Required work - Set the data down again, exactly as it reads, but without the pictures.

Information supplied -
+++++
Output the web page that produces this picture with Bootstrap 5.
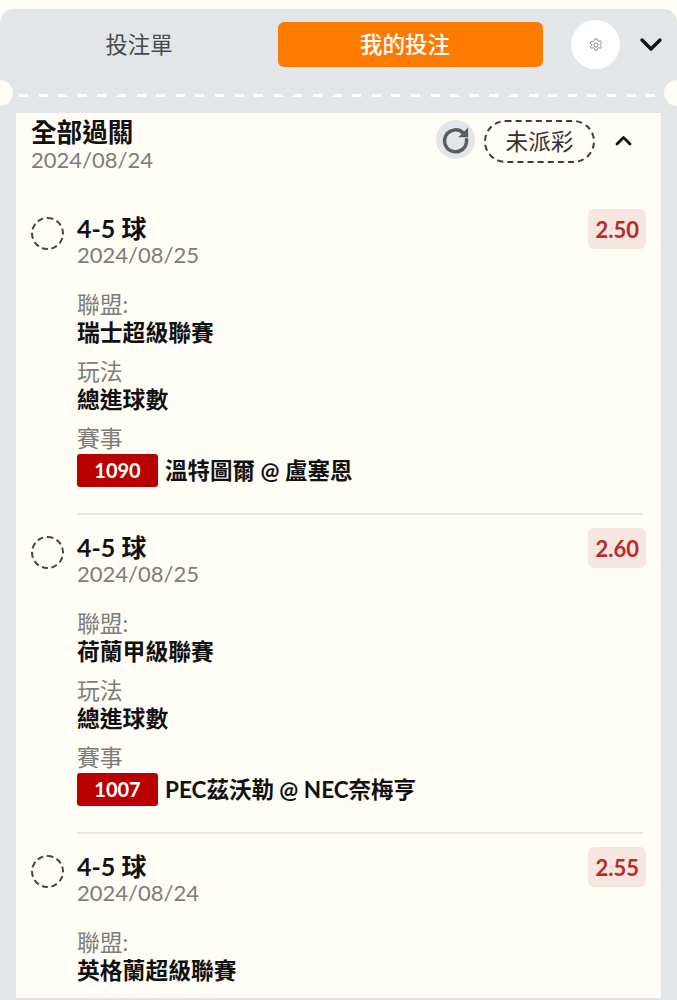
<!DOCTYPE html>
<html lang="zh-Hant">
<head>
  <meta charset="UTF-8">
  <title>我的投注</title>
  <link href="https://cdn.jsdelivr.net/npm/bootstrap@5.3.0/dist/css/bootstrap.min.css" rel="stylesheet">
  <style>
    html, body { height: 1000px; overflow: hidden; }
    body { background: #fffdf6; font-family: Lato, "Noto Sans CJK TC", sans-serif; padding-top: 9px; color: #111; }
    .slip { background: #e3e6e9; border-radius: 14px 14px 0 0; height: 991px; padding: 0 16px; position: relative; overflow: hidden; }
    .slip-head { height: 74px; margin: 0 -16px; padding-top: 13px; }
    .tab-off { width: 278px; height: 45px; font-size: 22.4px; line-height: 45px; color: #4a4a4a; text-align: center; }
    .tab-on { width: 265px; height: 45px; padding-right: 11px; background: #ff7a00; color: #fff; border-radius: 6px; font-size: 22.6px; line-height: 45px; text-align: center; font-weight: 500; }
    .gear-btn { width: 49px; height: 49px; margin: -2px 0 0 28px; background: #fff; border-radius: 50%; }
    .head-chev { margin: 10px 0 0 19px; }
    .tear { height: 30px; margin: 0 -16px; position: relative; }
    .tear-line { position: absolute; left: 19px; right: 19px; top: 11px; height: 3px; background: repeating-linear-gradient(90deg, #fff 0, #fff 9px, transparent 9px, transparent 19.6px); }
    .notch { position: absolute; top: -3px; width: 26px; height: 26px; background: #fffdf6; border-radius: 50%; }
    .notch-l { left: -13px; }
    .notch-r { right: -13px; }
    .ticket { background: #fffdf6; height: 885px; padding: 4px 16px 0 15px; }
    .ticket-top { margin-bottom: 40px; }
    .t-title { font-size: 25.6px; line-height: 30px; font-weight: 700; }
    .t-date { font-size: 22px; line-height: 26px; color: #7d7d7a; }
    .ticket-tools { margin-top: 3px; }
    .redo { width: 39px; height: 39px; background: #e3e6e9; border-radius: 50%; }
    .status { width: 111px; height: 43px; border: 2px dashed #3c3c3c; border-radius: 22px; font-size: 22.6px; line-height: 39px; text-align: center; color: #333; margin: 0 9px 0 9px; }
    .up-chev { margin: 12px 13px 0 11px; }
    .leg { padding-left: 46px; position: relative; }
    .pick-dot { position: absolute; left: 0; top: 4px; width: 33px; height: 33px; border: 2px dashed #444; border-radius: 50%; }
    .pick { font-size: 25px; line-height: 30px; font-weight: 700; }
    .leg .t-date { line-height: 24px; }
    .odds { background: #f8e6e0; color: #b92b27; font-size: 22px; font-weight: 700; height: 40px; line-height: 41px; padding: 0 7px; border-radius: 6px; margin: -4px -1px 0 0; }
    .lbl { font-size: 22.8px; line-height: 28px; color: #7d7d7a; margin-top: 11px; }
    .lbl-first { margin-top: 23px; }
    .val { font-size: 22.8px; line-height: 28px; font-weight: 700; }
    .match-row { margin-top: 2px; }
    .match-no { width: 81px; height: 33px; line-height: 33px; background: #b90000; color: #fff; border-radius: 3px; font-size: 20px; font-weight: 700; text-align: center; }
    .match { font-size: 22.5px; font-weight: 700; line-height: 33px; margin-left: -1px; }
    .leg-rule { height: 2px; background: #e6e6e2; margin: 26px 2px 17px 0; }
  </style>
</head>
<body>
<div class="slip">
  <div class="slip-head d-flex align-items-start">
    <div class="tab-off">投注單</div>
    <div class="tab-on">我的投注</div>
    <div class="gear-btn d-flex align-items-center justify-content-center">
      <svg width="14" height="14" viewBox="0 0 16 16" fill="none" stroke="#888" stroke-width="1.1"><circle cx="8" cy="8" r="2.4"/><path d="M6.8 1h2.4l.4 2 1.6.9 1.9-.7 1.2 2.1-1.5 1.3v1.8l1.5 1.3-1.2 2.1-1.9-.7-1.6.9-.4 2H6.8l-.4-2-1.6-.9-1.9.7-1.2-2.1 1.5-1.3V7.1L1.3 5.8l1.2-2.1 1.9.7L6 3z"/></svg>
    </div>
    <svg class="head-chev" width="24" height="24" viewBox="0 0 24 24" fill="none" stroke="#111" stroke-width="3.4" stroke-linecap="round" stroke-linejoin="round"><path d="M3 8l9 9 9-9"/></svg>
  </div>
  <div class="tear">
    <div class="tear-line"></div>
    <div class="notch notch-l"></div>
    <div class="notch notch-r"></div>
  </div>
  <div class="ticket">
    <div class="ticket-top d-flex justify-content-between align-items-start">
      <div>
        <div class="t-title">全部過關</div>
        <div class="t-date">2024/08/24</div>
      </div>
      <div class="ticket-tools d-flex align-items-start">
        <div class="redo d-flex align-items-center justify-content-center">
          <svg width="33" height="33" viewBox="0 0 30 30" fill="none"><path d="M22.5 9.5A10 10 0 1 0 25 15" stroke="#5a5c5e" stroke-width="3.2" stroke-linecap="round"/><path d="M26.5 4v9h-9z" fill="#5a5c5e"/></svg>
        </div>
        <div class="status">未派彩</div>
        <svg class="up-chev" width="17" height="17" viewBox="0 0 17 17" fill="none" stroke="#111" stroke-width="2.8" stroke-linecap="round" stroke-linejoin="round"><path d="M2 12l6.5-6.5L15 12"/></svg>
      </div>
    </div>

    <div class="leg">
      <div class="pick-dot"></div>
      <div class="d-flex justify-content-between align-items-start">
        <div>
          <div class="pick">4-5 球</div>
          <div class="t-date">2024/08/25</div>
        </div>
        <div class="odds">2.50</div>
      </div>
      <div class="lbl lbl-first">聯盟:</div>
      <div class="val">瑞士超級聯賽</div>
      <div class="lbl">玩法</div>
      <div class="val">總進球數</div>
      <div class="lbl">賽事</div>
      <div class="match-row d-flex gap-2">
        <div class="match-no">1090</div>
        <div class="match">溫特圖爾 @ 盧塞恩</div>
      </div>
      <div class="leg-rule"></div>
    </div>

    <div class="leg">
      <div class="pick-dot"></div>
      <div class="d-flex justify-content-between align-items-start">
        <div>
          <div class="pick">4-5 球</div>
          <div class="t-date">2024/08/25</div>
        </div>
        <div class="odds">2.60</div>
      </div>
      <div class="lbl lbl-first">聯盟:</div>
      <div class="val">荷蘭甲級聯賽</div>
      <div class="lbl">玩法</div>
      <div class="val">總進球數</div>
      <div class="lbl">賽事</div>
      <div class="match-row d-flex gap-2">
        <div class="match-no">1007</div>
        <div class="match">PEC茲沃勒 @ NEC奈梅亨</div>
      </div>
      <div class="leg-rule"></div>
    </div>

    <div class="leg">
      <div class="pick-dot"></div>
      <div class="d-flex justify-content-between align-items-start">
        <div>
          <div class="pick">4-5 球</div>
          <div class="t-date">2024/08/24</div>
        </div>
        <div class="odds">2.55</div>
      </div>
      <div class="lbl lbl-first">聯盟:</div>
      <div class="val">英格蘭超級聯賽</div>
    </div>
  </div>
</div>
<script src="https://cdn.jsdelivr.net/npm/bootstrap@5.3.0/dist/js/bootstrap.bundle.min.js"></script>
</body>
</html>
+++++
Answer to the task -
Output the web page that produces this picture with Bootstrap 5.
<!DOCTYPE html>
<html lang="zh-Hant">
<head>
  <meta charset="UTF-8">
  <title>我的投注</title>
  <link href="https://cdn.jsdelivr.net/npm/bootstrap@5.3.0/dist/css/bootstrap.min.css" rel="stylesheet">
  <style>
    html, body { height: 1000px; overflow: hidden; }
    body { background: #fffdf6; font-family: Lato, "Noto Sans CJK TC", sans-serif; padding-top: 9px; color: #111; }
    .slip { background: #e3e6e9; border-radius: 14px 14px 0 0; height: 991px; padding: 0 16px; position: relative; overflow: hidden; }
    .slip-head { height: 74px; margin: 0 -16px; padding-top: 13px; }
    .tab-off { width: 278px; height: 45px; font-size: 22.4px; line-height: 45px; color: #4a4a4a; text-align: center; }
    .tab-on { width: 265px; height: 45px; padding-right: 11px; background: #ff7a00; color: #fff; border-radius: 6px; font-size: 22.6px; line-height: 45px; text-align: center; font-weight: 500; }
    .gear-btn { width: 49px; height: 49px; margin: -2px 0 0 28px; background: #fff; border-radius: 50%; }
    .head-chev { margin: 10px 0 0 19px; }
    .tear { height: 30px; margin: 0 -16px; position: relative; }
    .tear-line { position: absolute; left: 19px; right: 19px; top: 11px; height: 3px; background: repeating-linear-gradient(90deg, #fff 0, #fff 9px, transparent 9px, transparent 19.6px); }
    .notch { position: absolute; top: -3px; width: 26px; height: 26px; background: #fffdf6; border-radius: 50%; }
    .notch-l { left: -13px; }
    .notch-r { right: -13px; }
    .ticket { background: #fffdf6; height: 885px; padding: 4px 16px 0 15px; }
    .ticket-top { margin-bottom: 40px; }
    .t-title { font-size: 25.6px; line-height: 30px; font-weight: 700; }
    .t-date { font-size: 22px; line-height: 26px; color: #7d7d7a; }
    .ticket-tools { margin-top: 3px; }
    .redo { width: 39px; height: 39px; background: #e3e6e9; border-radius: 50%; }
    .status { width: 111px; height: 43px; border: 2px dashed #3c3c3c; border-radius: 22px; font-size: 22.6px; line-height: 39px; text-align: center; color: #333; margin: 0 9px 0 9px; }
    .up-chev { margin: 12px 13px 0 11px; }
    .leg { padding-left: 46px; position: relative; }
    .pick-dot { position: absolute; left: 0; top: 4px; width: 33px; height: 33px; border: 2px dashed #444; border-radius: 50%; }
    .pick { font-size: 25px; line-height: 30px; font-weight: 700; }
    .leg .t-date { line-height: 24px; }
    .odds { background: #f8e6e0; color: #b92b27; font-size: 22px; font-weight: 700; height: 40px; line-height: 41px; padding: 0 7px; border-radius: 6px; margin: -4px -1px 0 0; }
    .lbl { font-size: 22.8px; line-height: 28px; color: #7d7d7a; margin-top: 11px; }
    .lbl-first { margin-top: 23px; }
    .val { font-size: 22.8px; line-height: 28px; font-weight: 700; }
    .match-row { margin-top: 2px; }
    .match-no { width: 81px; height: 33px; line-height: 33px; background: #b90000; color: #fff; border-radius: 3px; font-size: 20px; font-weight: 700; text-align: center; }
    .match { font-size: 22.5px; font-weight: 700; line-height: 33px; margin-left: -1px; }
    .leg-rule { height: 2px; background: #e6e6e2; margin: 26px 2px 17px 0; }
  </style>
</head>
<body>
<div class="slip">
  <div class="slip-head d-flex align-items-start">
    <div class="tab-off">投注單</div>
    <div class="tab-on">我的投注</div>
    <div class="gear-btn d-flex align-items-center justify-content-center">
      <svg width="14" height="14" viewBox="0 0 16 16" fill="none" stroke="#888" stroke-width="1.1"><circle cx="8" cy="8" r="2.4"/><path d="M6.8 1h2.4l.4 2 1.6.9 1.9-.7 1.2 2.1-1.5 1.3v1.8l1.5 1.3-1.2 2.1-1.9-.7-1.6.9-.4 2H6.8l-.4-2-1.6-.9-1.9.7-1.2-2.1 1.5-1.3V7.1L1.3 5.8l1.2-2.1 1.9.7L6 3z"/></svg>
    </div>
    <svg class="head-chev" width="24" height="24" viewBox="0 0 24 24" fill="none" stroke="#111" stroke-width="3.4" stroke-linecap="round" stroke-linejoin="round"><path d="M3 8l9 9 9-9"/></svg>
  </div>
  <div class="tear">
    <div class="tear-line"></div>
    <div class="notch notch-l"></div>
    <div class="notch notch-r"></div>
  </div>
  <div class="ticket">
    <div class="ticket-top d-flex justify-content-between align-items-start">
      <div>
        <div class="t-title">全部過關</div>
        <div class="t-date">2024/08/24</div>
      </div>
      <div class="ticket-tools d-flex align-items-start">
        <div class="redo d-flex align-items-center justify-content-center">
          <svg width="33" height="33" viewBox="0 0 30 30" fill="none"><path d="M22.5 9.5A10 10 0 1 0 25 15" stroke="#5a5c5e" stroke-width="3.2" stroke-linecap="round"/><path d="M26.5 4v9h-9z" fill="#5a5c5e"/></svg>
        </div>
        <div class="status">未派彩</div>
        <svg class="up-chev" width="17" height="17" viewBox="0 0 17 17" fill="none" stroke="#111" stroke-width="2.8" stroke-linecap="round" stroke-linejoin="round"><path d="M2 12l6.5-6.5L15 12"/></svg>
      </div>
    </div>

    <div class="leg">
      <div class="pick-dot"></div>
      <div class="d-flex justify-content-between align-items-start">
        <div>
          <div class="pick">4-5 球</div>
          <div class="t-date">2024/08/25</div>
        </div>
        <div class="odds">2.50</div>
      </div>
      <div class="lbl lbl-first">聯盟:</div>
      <div class="val">瑞士超級聯賽</div>
      <div class="lbl">玩法</div>
      <div class="val">總進球數</div>
      <div class="lbl">賽事</div>
      <div class="match-row d-flex gap-2">
        <div class="match-no">1090</div>
        <div class="match">溫特圖爾 @ 盧塞恩</div>
      </div>
      <div class="leg-rule"></div>
    </div>

    <div class="leg">
      <div class="pick-dot"></div>
      <div class="d-flex justify-content-between align-items-start">
        <div>
          <div class="pick">4-5 球</div>
          <div class="t-date">2024/08/25</div>
        </div>
        <div class="odds">2.60</div>
      </div>
      <div class="lbl lbl-first">聯盟:</div>
      <div class="val">荷蘭甲級聯賽</div>
      <div class="lbl">玩法</div>
      <div class="val">總進球數</div>
      <div class="lbl">賽事</div>
      <div class="match-row d-flex gap-2">
        <div class="match-no">1007</div>
        <div class="match">PEC茲沃勒 @ NEC奈梅亨</div>
      </div>
      <div class="leg-rule"></div>
    </div>

    <div class="leg">
      <div class="pick-dot"></div>
      <div class="d-flex justify-content-between align-items-start">
        <div>
          <div class="pick">4-5 球</div>
          <div class="t-date">2024/08/24</div>
        </div>
        <div class="odds">2.55</div>
      </div>
      <div class="lbl lbl-first">聯盟:</div>
      <div class="val">英格蘭超級聯賽</div>
    </div>
  </div>
</div>
<script src="https://cdn.jsdelivr.net/npm/bootstrap@5.3.0/dist/js/bootstrap.bundle.min.js"></script>
</body>
</html>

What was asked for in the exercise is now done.